VATICAN CITY (AP) — Pope Francis said Friday that Catholics should look to their own consciences more than Vatican rules to negotiate the complexities of sex, marriage and family life, demanding the church shift its emphasis from doctrine to mercy in confronting some of the thorniest issues facing the faithful.
In a major church document entitled “The Joy of Love,” Francis made no explicit change in church doctrine and upheld church teaching on the lifelong bond of marriage between a man and a woman.
But in selectively citing his predecessors and emphasizing his own teachings in strategically placed footnotes, Francis made innovative openings in pastoral practice for Catholics who civilly remarry and signaled that he wants nothing short of a revolution in the way priests guide Catholics. He said the church must no longer sit in judgment and “throw stones” at those who fail to live up to the Gospel’s ideals of marriage and family life.
“I understand those who prefer a more rigorous pastoral care which leaves no room for confusion,” he wrote. “But I sincerely believe that Jesus wants a church attentive to the goodness which the Holy Spirit sows in the midst of human weakness.”

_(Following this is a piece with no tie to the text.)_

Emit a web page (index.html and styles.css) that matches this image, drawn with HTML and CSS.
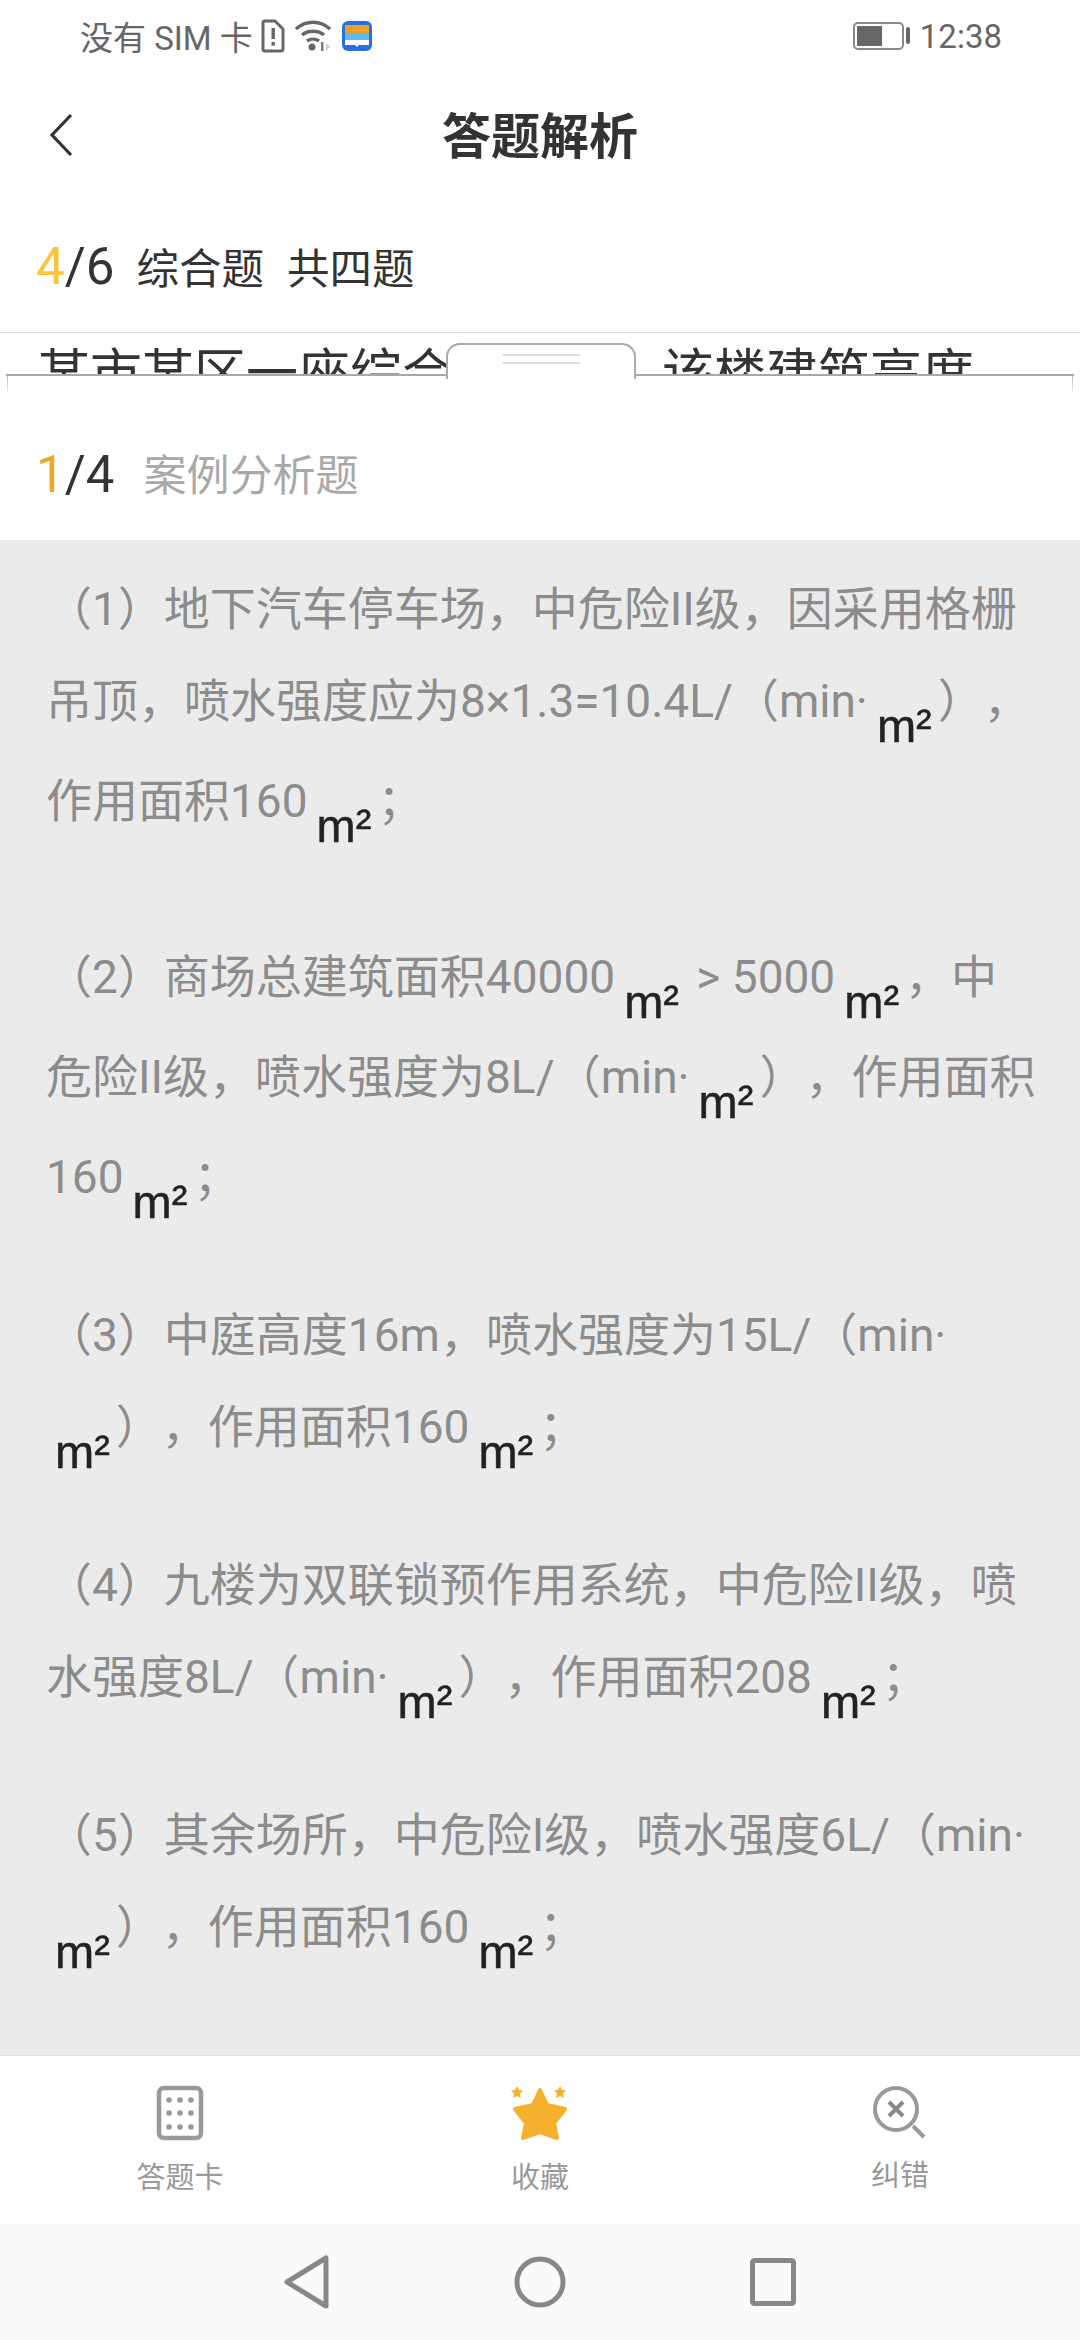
FILE: index.html
```html
<!DOCTYPE html>
<html lang="zh-CN">
<head>
<meta charset="UTF-8">
<meta name="viewport" content="width=device-width, initial-scale=1.0">
<title>答题解析</title>
<link rel="stylesheet" href="styles.css">
</head>
<body>
<div class="app">
  <div class="status-bar">
    <div class="status-left">
      <span>没有 SIM 卡</span>
      <svg class="ico-sim" width="24" height="34" viewBox="0 0 24 34"><path d="M4 2h10l8 8v20a2 2 0 0 1-2 2H4a2 2 0 0 1-2-2V4a2 2 0 0 1 2-2z" fill="none" stroke="#666" stroke-width="3"/><rect x="10.5" y="9" width="3.4" height="11" fill="#666"/><rect x="10.5" y="23" width="3.4" height="3.6" fill="#666"/></svg>
      <svg class="ico-wifi" width="36" height="32" viewBox="0 0 36 32"><path d="M1 9C11 0 25 0 35 9" fill="none" stroke="#666" stroke-width="3.4"/><path d="M7 15c6-5 16-5 22 0" fill="none" stroke="#666" stroke-width="3.4"/><path d="M12 21c3.500-2.500 8.500-2.500 12 0" fill="none" stroke="#666" stroke-width="3.4"/><circle cx="17" cy="27" r="3.500" fill="#666"/><rect x="26" y="22" width="2.500" height="9" fill="#777"/><path d="M31 23l4 4-4 4z" fill="#ccc"/></svg>
      <svg class="ico-app" width="30" height="30" viewBox="0 0 30 30"><rect width="30" height="30" rx="6" fill="#2a6fe0"/><rect x="3" y="4" width="24" height="8" fill="#ee9f2c"/><rect x="3" y="12" width="24" height="7" fill="#5cbcf5"/><path d="M3 19h24v5H17l-2 2-2-2H3z" fill="#fff"/></svg>
    </div>
    <div class="status-right">
      <svg class="ico-batt" width="58" height="28" viewBox="0 0 58 28"><rect x="1" y="1" width="49" height="26" rx="4" fill="none" stroke="#888" stroke-width="2"/><rect x="4" y="4" width="25" height="20" fill="#666"/><rect x="53" y="5" width="4" height="17" rx="2" fill="#666"/></svg>
      <span>12:38</span>
    </div>
  </div>

  <div class="nav-bar">
    <svg class="back" width="24" height="44" viewBox="0 0 24 44"><path d="M22 2L3 22l19 20" fill="none" stroke="#333" stroke-width="3.200"/></svg>
    <div class="nav-title">答题解析</div>
  </div>

  <div class="count-row main-count">
    <span class="count"><em class="gold">4</em>/6</span>
    <span class="type">综合题</span>
    <span class="type">共四题</span>
  </div>

  <div class="question-peek">某市某区一座综合商业楼，该楼建筑高度</div>

  <div class="sheet">
    <div class="handle"><i></i><i></i></div>
    <div class="count-row sub-count">
      <span class="count"><em class="amber">1</em>/4</span>
      <span class="sub-type">案例分析题</span>
    </div>
  </div>

  <div class="analysis">
    <p class="first">（1）地下汽车停车场，中危险II级，因采用格栅<br>吊顶，喷水强度应为8×1.3=10.4L/（min·<span class="unit">m²</span>），<br>作用面积160<span class="unit">m²</span>；</p>
    <p>（2）商场总建筑面积40000<span class="unit">m²</span> &gt; 5000<span class="unit">m²</span>，中<br>危险II级，喷水强度为8L/（min·<span class="unit">m²</span>），作用面积<br>160<span class="unit">m²</span>；</p>
    <p>（3）中庭高度16m，喷水强度为15L/（min·<br><span class="unit">m²</span>），作用面积160<span class="unit">m²</span>；</p>
    <p>（4）九楼为双联锁预作用系统，中危险II级，喷<br>水强度8L/（min·<span class="unit">m²</span>），作用面积208<span class="unit">m²</span>；</p>
    <p>（5）其余场所，中危险I级，喷水强度6L/（min·<br><span class="unit">m²</span>），作用面积160<span class="unit">m²</span>；</p>
  </div>

  <div class="tab-bar">
    <div class="tab">
      <svg width="48" height="56" viewBox="0 0 48 56"><rect x="3" y="3" width="42" height="50" rx="5" fill="none" stroke="#999" stroke-width="4.500"/><g fill="#999"><circle cx="13" cy="15" r="2.800"/><circle cx="24" cy="15" r="2.800"/><circle cx="35" cy="15" r="2.800"/><circle cx="13" cy="28" r="2.800"/><circle cx="24" cy="28" r="2.800"/><circle cx="35" cy="28" r="2.800"/><circle cx="13" cy="42" r="2.800"/><circle cx="24" cy="42" r="2.800"/><circle cx="35" cy="42" r="2.800"/></g></svg>
      <span>答题卡</span>
    </div>
    <div class="tab">
      <svg width="60" height="56" viewBox="0 0 60 56"><path d="M30 5l7 15 18 4-11 14 3 15-17-6-17 6 3-15L5 24l18-4z" fill="#f5b02e" stroke="#f5b02e" stroke-width="4" stroke-linejoin="round"/><path d="M7 1l2 4 4 .6-3 3 .8 4.400L7 11l-3.800 2 .8-4.400-3-3L5 5z" fill="#f5b02e"/><path d="M50 1l2 4 4 .6-3 3 .8 4.400L50 11l-3.800 2 .8-4.400-3-3L48 5z" fill="#f5b02e"/></svg>
      <span>收藏</span>
    </div>
    <div class="tab">
      <svg width="56" height="54" viewBox="0 0 56 54"><circle cx="24" cy="24" r="21" fill="none" stroke="#999" stroke-width="4"/><path d="M17 17l14 14M31 17L17 31" fill="none" stroke="#888" stroke-width="4"/><path d="M41 41l11 11" fill="none" stroke="#999" stroke-width="4"/></svg>
      <span>纠错</span>
    </div>
  </div>

  <div class="sys-nav">
    <svg width="46" height="54" viewBox="0 0 46 54"><path d="M42 3v48L3 27z" fill="none" stroke="#888" stroke-width="5" stroke-linejoin="round"/></svg>
    <svg width="52" height="52" viewBox="0 0 52 52"><circle cx="26" cy="26" r="23" fill="none" stroke="#888" stroke-width="5"/></svg>
    <svg width="46" height="48" viewBox="0 0 46 48"><rect x="2.500" y="2.500" width="41" height="43" rx="2" fill="none" stroke="#888" stroke-width="5"/></svg>
  </div>
</div>
</body>
</html>
```

FILE: styles.css
```css
body {
  margin: 0;
  background-color: #fff;
  font-family: Roboto, "Noto Sans CJK SC", sans-serif;
  text-spacing-trim: space-all;
}
.app {
  width: 1080px;
  height: 2340px;
  display: flex;
  flex-direction: column;
  overflow: hidden;
}

/* status bar */
.status-bar {
  height: 72px;
  flex-shrink: 0;
  display: flex;
  justify-content: space-between;
  align-items: center;
  padding: 0 78px 0 80px;
  color: #666;
  font-size: 33px;
}
.status-left,
.status-right {
  display: flex;
  align-items: center;
}
.ico-sim { margin-left: 8px; }
.ico-wifi { margin-left: 10px; }
.ico-app { margin-left: 11px; }
.status-right span { margin-left: 9px; font-size: 33px; }

/* top bar */
.nav-bar {
  height: 126px;
  flex-shrink: 0;
  position: relative;
  display: flex;
  align-items: center;
  justify-content: center;
  padding-bottom: 6px;
  box-sizing: border-box;
}
.back {
  position: absolute;
  left: 49px;
  top: 41px;
}
.nav-title {
  font-size: 49px;
  font-weight: 700;
  color: #333;
}

/* 4/6 and 1/4 rows */
.count-row {
  display: flex;
  align-items: center;
}
.count em { font-style: normal; }
.gold { color: #f8c63d; }
.amber { color: #eba823; }
.count {
  font-size: 51px;
  color: #333;
  padding-top: 3px;
}
.main-count {
  height: 135px;
  flex-shrink: 0;
  box-sizing: border-box;
  padding-left: 36px;
  border-bottom: 1px solid #e2e2e2;
}
.type {
  font-size: 42.5px;
  color: #333;
  margin-left: 23px;
}
.count + .type { margin-left: 22px; }

.question-peek {
  height: 41px;
  flex-shrink: 0;
  overflow: hidden;
  padding-left: 38px;
  box-sizing: border-box;
  font-size: 52px;
  line-height: 84px;
  color: #333;
  white-space: nowrap;
}

/* pull-up panel */
.sheet {
  position: relative;
  height: 166px;
  flex-shrink: 0;
  background-color: #fff;
  border-top: 2px solid #a8a8a8;
  box-sizing: border-box;
  margin: 0 6px;
}
.sheet::before,
.sheet::after {
  content: "";
  position: absolute;
  top: 0;
  width: 1px;
  height: 20px;
  background: linear-gradient(#bbb, #fff);
}
.sheet::before { left: 1px; }
.sheet::after { right: 1px; }
.handle {
  position: absolute;
  left: 440px;
  top: -33px;
  width: 190px;
  height: 36px;
  background-color: #fff;
  border: 2px solid #aaa;
  border-bottom: 0;
  border-radius: 14px 14px 0 0;
  display: flex;
  flex-direction: column;
  align-items: center;
  gap: 6px;
  padding-top: 9px;
  box-sizing: border-box;
}
.handle i {
  display: block;
  width: 77px;
  height: 2px;
  background-color: #ddd;
}
.sub-count {
  padding: 66px 0 0 30px;
}
.sub-type {
  font-size: 43px;
  color: #a9a9a9;
  margin-left: 29px;
  margin-top: -3px;
}

/* analysis text */
.analysis {
  height: 1516px;
  flex-shrink: 0;
  box-sizing: border-box;
  background-color: #ebebeb;
  border-bottom: 1px solid #e0e0e0;
  padding: 23px 0 0 46px;
  font-size: 46px;
  line-height: 92px;
  color: #8c8c8c;
  white-space: nowrap;
  overflow: hidden;
}
.analysis p {
  margin: 0 0 58px;
}
.analysis p.first {
  margin-bottom: 76px;
}
.unit {
  display: inline-block;
  margin: 0 6px 0 9px;
  padding-bottom: 7px;
  line-height: 44px;
  vertical-align: -25px;
  font-family: "Liberation Sans", sans-serif;
  font-size: 47px;
  color: #222;
  -webkit-text-stroke: 0.5px #222;
  filter: blur(0.4px);
}

/* bottom tabs */
.tab-bar {
  height: 168px;
  flex-shrink: 0;
  display: grid;
  grid-template-columns: 360px 360px 360px;
  background-color: #fff;
}
.tab {
  display: flex;
  flex-direction: column;
  align-items: center;
  padding-top: 29px;
  color: #999;
  font-size: 29px;
  line-height: 40px;
}
.tab svg { margin-bottom: 17px; }

.sys-nav {
  height: 116px;
  flex-shrink: 0;
  background-color: #fafafa;
  display: flex;
  justify-content: center;
  align-items: center;
  gap: 184px;
}
```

Gays will likely be disappointed by the documents’ failure to offer anything significant beyond existing church teaching that gays are not to be discriminated against and are to be welcomed into the church with respect and dignity. It resoundingly rejects gay marriage and repeats the church’s position that same-sex unions can in no way be equivalent to marriage between man and wife.
But women will find much to appreciate in the document. Francis condemns at length the “verbal, physical and sexual violence” many women endure in marriages, rejects “sexual submission” and the “reprehensible” practice of genital mutilation. And he says the belief that feminism is to blame for the crisis in families today is completely invalid.
On thorny issues such as contraception, Francis stressed that a couple’s individual conscience — not dogmatic rules imposed on them across the board — must guide their decisions and the church’s pastoral practice.
“We have been called to form consciences, not replace to them,” he said.
He insisted the church’s aim is to reintegrate and welcome all its members. He called for a new language to help Catholic families cope with today’s problems. And he said pastors must take into account mitigating factors — fear, ignorance, habits and duress — in counseling Catholics who simply aren’t perfect.
“It can no longer simply be said that all those in any irregular situations are living in a state of mortal sin and are deprived of sanctifying grace,” he wrote. Even those in an “objective situation of sin” can be in a state of grace, and can even be more pleasing to God by trying to improve, he said.
Cardinal Christoph Schoenborn, the archbishop of Vienna, told a Vatican press conference that while there was no explicit change in church doctrine about the family, the document contained an “organic development” in church teaching.
“It’s the classic case of an organic development of doctrine. There is innovation and continuity,” he said. “There are true novelties in this document, but no ruptures.”